I tend to say that the best option is to have many options, and BRF has been working on this aspect of increasing the number of plants that have been qualified. We have more than 150 qualifications for the plants in 2023. So this is a very daring pipeline, and we are doing our part. We are visiting the plants. We are preparing all the plans from the viewpoint of the facilities and also from the viewpoint of certifications and permit so that we can cater to those markets.
And therefore, we increase the capillarity and we mitigate the risks. So we are working hard on this. And because there was a drop in the general market is to be expected that this is related to circumstances related to timing. So there's no way we could provide a guidance because that wouldn't be prudent. But we are we see that this process is starting to materialize because of the 2 factors, among others, One would be that one that I mentioned that happened in the last 60 days, the new Chinese year. Since this is an important market, and in January, we saw a record consumption level with the decrease in the strategic inventories in China and demand from China is much more aggressive now. We also see that prices have recovered.
Of course, it's still in the beginning, but we see this increase in China, in Korea and Japan. And we expect that as the relationship of offering demand will come to a more stable level, a more reasonable level.

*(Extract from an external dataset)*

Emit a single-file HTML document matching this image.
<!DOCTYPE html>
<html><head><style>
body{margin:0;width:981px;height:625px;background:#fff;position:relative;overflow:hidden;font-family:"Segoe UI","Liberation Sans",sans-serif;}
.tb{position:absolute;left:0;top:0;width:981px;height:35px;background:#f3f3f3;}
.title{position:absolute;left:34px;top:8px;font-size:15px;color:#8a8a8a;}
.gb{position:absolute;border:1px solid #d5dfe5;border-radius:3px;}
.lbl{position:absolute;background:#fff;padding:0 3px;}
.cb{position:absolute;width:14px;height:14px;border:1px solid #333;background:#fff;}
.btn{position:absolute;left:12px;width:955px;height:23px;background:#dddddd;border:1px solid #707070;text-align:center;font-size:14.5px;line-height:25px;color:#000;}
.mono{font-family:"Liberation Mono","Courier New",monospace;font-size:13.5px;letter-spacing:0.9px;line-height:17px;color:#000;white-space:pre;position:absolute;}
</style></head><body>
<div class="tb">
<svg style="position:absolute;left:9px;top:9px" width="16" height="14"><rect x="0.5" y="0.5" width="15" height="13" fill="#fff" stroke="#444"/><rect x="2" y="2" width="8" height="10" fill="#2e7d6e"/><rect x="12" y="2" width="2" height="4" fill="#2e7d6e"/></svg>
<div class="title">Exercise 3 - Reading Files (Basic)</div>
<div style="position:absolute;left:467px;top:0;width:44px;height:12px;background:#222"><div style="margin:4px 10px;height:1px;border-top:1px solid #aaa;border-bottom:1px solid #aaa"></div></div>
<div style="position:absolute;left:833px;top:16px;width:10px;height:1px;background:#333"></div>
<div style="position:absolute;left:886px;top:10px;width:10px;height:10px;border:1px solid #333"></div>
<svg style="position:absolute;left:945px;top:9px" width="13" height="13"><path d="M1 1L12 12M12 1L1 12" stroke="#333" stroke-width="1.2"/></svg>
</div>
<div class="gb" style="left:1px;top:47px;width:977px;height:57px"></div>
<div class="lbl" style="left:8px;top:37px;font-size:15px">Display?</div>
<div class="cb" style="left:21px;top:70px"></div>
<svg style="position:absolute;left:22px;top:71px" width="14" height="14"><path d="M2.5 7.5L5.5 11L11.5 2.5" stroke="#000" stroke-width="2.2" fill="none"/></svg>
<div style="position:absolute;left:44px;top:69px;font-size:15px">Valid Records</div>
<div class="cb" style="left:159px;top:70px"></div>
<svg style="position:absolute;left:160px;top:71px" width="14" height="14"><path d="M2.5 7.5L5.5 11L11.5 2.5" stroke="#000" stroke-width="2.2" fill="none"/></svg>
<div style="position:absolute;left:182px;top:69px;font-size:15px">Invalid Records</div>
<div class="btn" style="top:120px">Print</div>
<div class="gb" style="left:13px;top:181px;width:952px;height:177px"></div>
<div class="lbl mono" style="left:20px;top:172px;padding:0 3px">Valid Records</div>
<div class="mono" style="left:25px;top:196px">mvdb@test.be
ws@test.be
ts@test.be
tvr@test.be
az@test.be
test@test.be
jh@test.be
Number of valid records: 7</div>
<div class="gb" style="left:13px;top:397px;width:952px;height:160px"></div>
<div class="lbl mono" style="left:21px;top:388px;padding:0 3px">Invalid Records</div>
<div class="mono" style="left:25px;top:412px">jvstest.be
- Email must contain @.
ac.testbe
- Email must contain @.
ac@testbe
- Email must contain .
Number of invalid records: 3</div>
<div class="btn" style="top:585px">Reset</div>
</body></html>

And we understand that trend will reverse. So this is why I always mention this. Sometimes, we look at the plan to improve the operational efficiency, and we do not consider the commercial aspect, but our plan will consider the commercial aspect.
We are building a company that has agility to identify the opportunities and very quickly will make all the necessary changes and go in the direction where it would make sense in the market. We had a problem in Turkey, for example, which was very complex, and we had the Halal team involved in this issue. So we looked at value-added products, and we also incurred exports. And we saw immediate impact. I'm sorry, I'd like to insist on this, but I would like to draw your attention to a peer characteristics and qualified information would allow us to make quick and assertive decisions. We have all the team involved working so that this information could be converted into action and in the correct timing.
This Q&A session and the conference of BRF has come to an end. We would like to thank everyone for having attended the conference, and have a great day, everyone.